Select the lines that hold the word "index" and copy each one.

· · ·

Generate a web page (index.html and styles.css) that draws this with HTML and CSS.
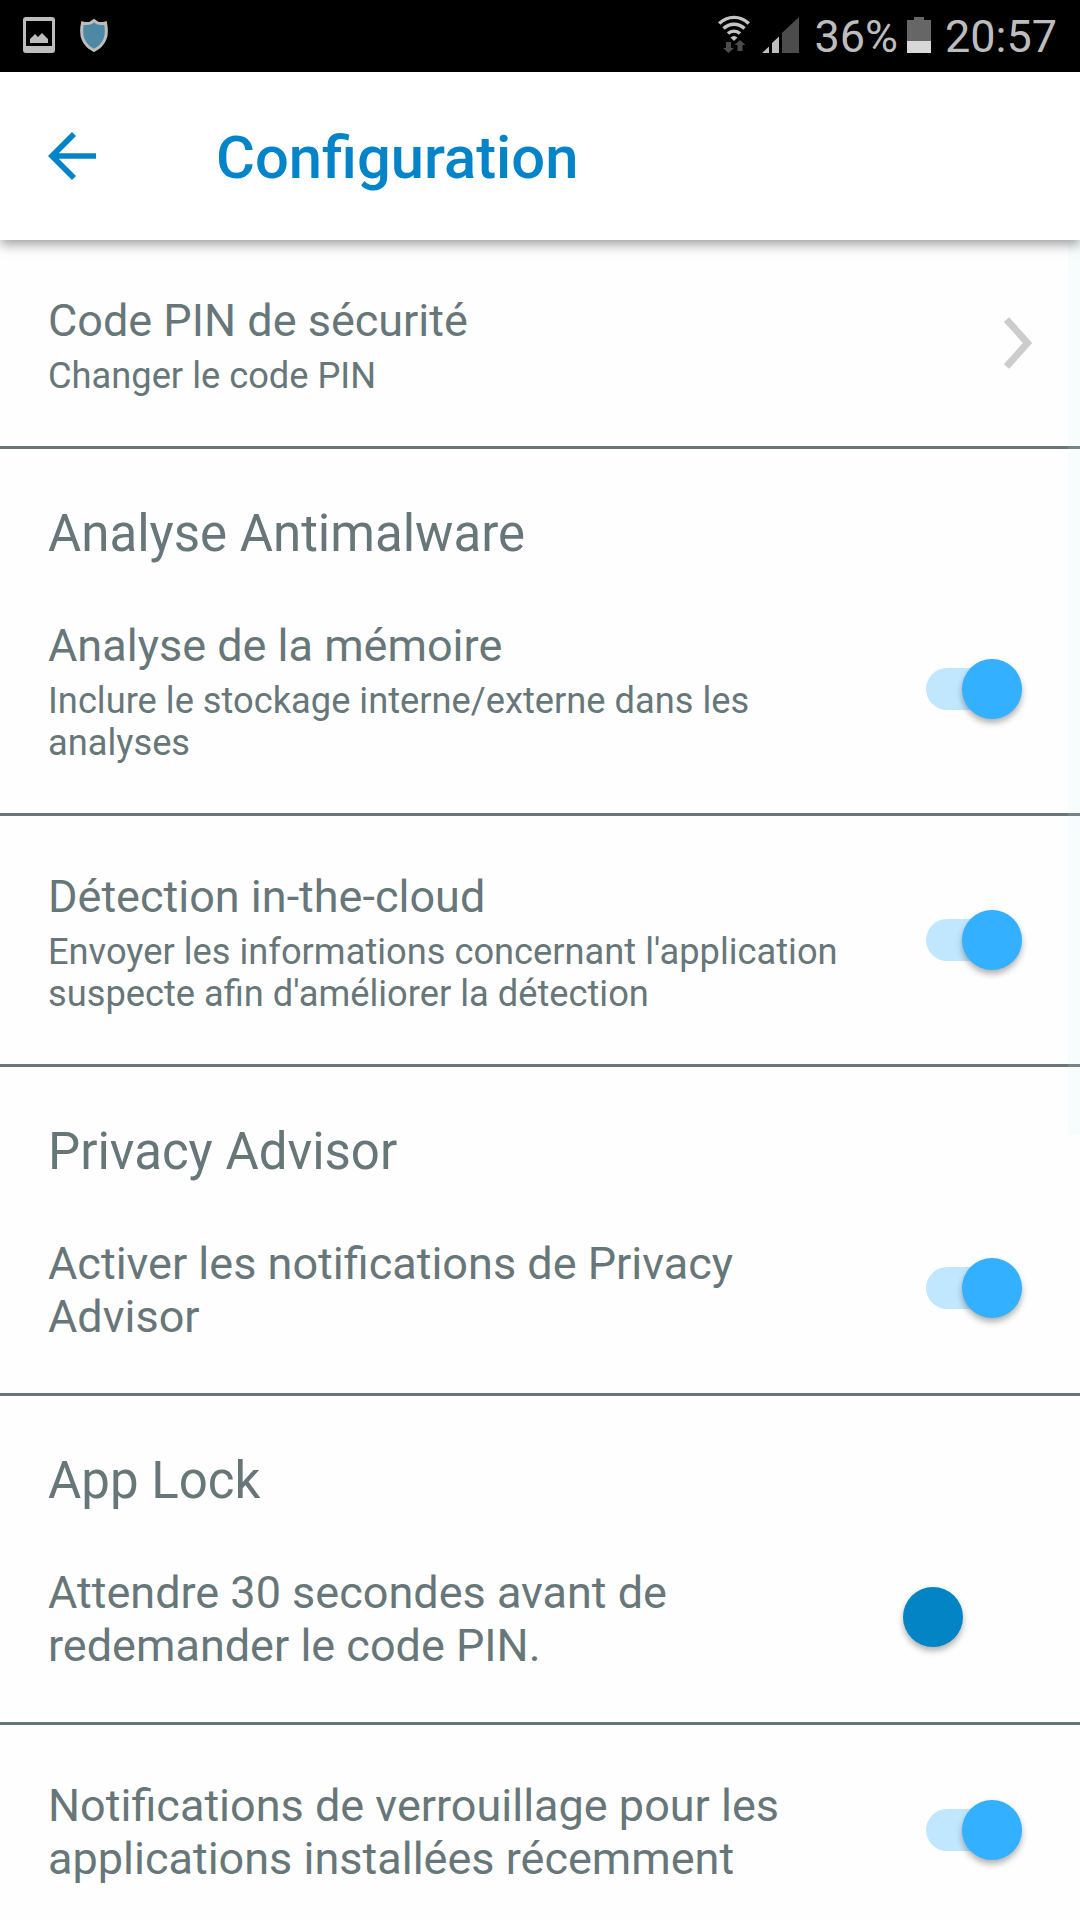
FILE: index.html
```html
<!DOCTYPE html>
<html lang="fr">
<head>
    <meta charset="UTF-8">
    <meta name="viewport" content="width=device-width, initial-scale=1.0">
    <title>Configuration</title>
    <link rel="stylesheet" href="styles.css">
</head>
<body>
    <div class="status-bar">
        <svg class="icon-picture" width="32" height="36" viewBox="0 0 32 36">
            <path fill="#bdbdbd" fill-rule="evenodd" d="M3 0h26a3 3 0 0 1 3 3v30a3 3 0 0 1-3 3H3a3 3 0 0 1-3-3V3a3 3 0 0 1 3-3zM3 4v25h26V4z"/>
            <path fill="#bdbdbd" d="M7 26v-4l5-5 3 3 4-4 6 6v4z"/>
        </svg>
        <svg class="icon-shield" width="28" height="34" viewBox="0 0 28 34">
            <path fill="#4f88a5" stroke="#bdbdbd" stroke-width="3" d="M14 2.5C11 5.5 6 6 2.500 5C1.500 10 1 16 3 21C5 26 9 30 14 32.500C19 30 23 26 25 21C27 16 26.500 10 25.500 5C22 6 17 5.500 14 2.500z"/>
        </svg>
        <div class="status-right">
            <svg class="icon-wifi" width="32" height="38" viewBox="0 0 32 38">
                <g fill="none" stroke="#c4c4c4" stroke-width="3.400">
                    <path d="M1.200 8.500a21 21 0 0 1 29.600 0"/>
                    <path d="M5.500 13.500a15 15 0 0 1 21 0"/>
                    <path d="M10 18.500a8.800 8.800 0 0 1 12 0"/>
                </g>
                <path fill="#c4c4c4" d="M12.500 22.500q3.500-3 7 0L16 26z"/>
                <path fill="#4c4c4c" d="M8 27h5v6h3l-5.500 5L5 33h3zM19.500 36v-6h-3l5.500-5 5.500 5h-3v6z"/>
            </svg>
            <svg class="icon-signal" width="37" height="36" viewBox="0 0 37 36">
                <path fill="#bdbdbd" d="M0 36l7-6.500v6.500zM10 36V26l7-6.500v16.500z"/>
                <path fill="#4c4c4c" d="M20 36V16L37 0v36z"/>
            </svg>
            <span class="percent">36%</span>
            <svg class="icon-battery" width="24" height="36" viewBox="0 0 24 36">
                <path fill="#666" d="M0 3h7V0h10v3h7v21H0z"/>
                <path fill="#d8d8d8" d="M0 24h24v12H0z"/>
            </svg>
            <span class="clock">20:57</span>
        </div>
    </div>

    <header class="toolbar">
        <svg class="back" width="48" height="48" viewBox="0 0 48 48">
            <path fill="none" stroke="#0384c8" stroke-width="5.700" d="M48 24H5M26 2L4 24l22 22"/>
        </svg>
        <h1>Configuration</h1>
    </header>

    <main class="settings">
        <div class="scrollbar"></div>

        <div class="row">
            <div class="text">
                <div class="title">Code PIN de sécurité</div>
                <div class="summary">Changer le code PIN</div>
            </div>
            <svg class="chevron" width="28" height="52" viewBox="0 0 28 52">
                <path fill="none" stroke="#ccc" stroke-width="7" d="M2.500 2.500L23.500 26l-21 23.500"/>
            </svg>
        </div>

        <h2>Analyse Antimalware</h2>
        <div class="row">
            <div class="text">
                <div class="title">Analyse de la mémoire</div>
                <div class="summary">Inclure le stockage interne/externe dans les<br>analyses</div>
            </div>
            <div class="switch on"><span class="thumb"></span></div>
        </div>
        <div class="row">
            <div class="text">
                <div class="title">Détection in-the-cloud</div>
                <div class="summary">Envoyer les informations concernant l'application<br>suspecte afin d'améliorer la détection</div>
            </div>
            <div class="switch on"><span class="thumb"></span></div>
        </div>

        <h2>Privacy Advisor</h2>
        <div class="row single">
            <div class="text">
                <div class="title">Activer les notifications de Privacy<br>Advisor</div>
            </div>
            <div class="switch on"><span class="thumb"></span></div>
        </div>

        <h2>App Lock</h2>
        <div class="row single">
            <div class="text">
                <div class="title">Attendre 30 secondes avant de<br>redemander le code PIN.</div>
            </div>
            <div class="switch off"><span class="thumb"></span></div>
        </div>
        <div class="row single">
            <div class="text">
                <div class="title">Notifications de verrouillage pour les<br>applications installées récemment</div>
            </div>
            <div class="switch on"><span class="thumb"></span></div>
        </div>
    </main>
</body>
</html>
```

FILE: styles.css
```css
* {
    box-sizing: border-box;
}

body {
    margin: 0;
    width: 1080px;
    height: 1920px;
    overflow: hidden;
    font-family: Roboto, sans-serif;
    color: #677779;
    background-color: #fefefe;
}

svg {
    display: block;
    flex-shrink: 0;
}

.status-bar {
    display: flex;
    height: 72px;
    padding: 0 23px;
    background-color: #000;
    color: #bdbdbd;
    font-size: 45px;
    line-height: 73px;
}

.icon-picture {
    margin-top: 17px;
}

.icon-shield {
    margin: 18px 0 0 25px;
}

.status-right {
    display: flex;
    margin-left: auto;
}

.icon-wifi {
    margin: 15px 12px 0 0;
}

.icon-signal {
    margin: 17px 15px 0 0;
}

.icon-battery {
    margin: 17px 14px 0 9px;
}

.toolbar {
    position: relative;
    z-index: 1;
    display: flex;
    align-items: center;
    height: 168px;
    padding: 0 48px;
    background-color: #fff;
    box-shadow: 0 4px 12px rgba(0, 0, 0, 0.4);
}

.toolbar h1 {
    margin: 4px 0 0 120px;
    font-size: 59.7px;
    font-weight: 500;
    color: #0384c8;
}

/* scroll indicator lies over the list */
.settings {
    position: relative;
}

.scrollbar {
    position: absolute;
    top: 0;
    right: 0;
    width: 12px;
    height: 895px;
    background-color: rgba(200, 240, 245, 0.13);
}

h2 {
    margin: 0;
    padding: 55px 48px 1px;
    font-size: 51px;
    font-weight: 400;
    line-height: 60px;
}

.row {
    display: flex;
    align-items: center;
    justify-content: space-between;
    padding-right: 48px;
    border-bottom: 3px solid #677779;
}

.text {
    padding: 54px 0 49px 48px;
    white-space: nowrap;
}

.single .text {
    padding-bottom: 50px;
}

.title {
    font-size: 45px;
    line-height: 53px;
}

.summary {
    margin-top: 8px;
    font-size: 36.25px;
    line-height: 42px;
}

.switch {
    display: flex;
    align-items: center;
    width: 95.5px;
    height: 42px;
    margin: 0 10.5px 1px 0;
    border-radius: 21px;
}

.thumb {
    width: 60px;
    height: 60px;
    border-radius: 50%;
    box-shadow: 0 4px 6px rgba(0, 0, 0, 0.3);
}

.on {
    justify-content: flex-end;
    background-color: #c1e7ff;
}

.on .thumb {
    background-color: #33b0ff;
}

.off {
    margin-right: 69.5px;
    width: 60px;
}

.off .thumb {
    background-color: #0384c4;
}
```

· · ·

## EXERCISE RESPONSE
Generate a web page (index.html and styles.css) that draws this with HTML and CSS.
FILE: index.html
    z-index: 1;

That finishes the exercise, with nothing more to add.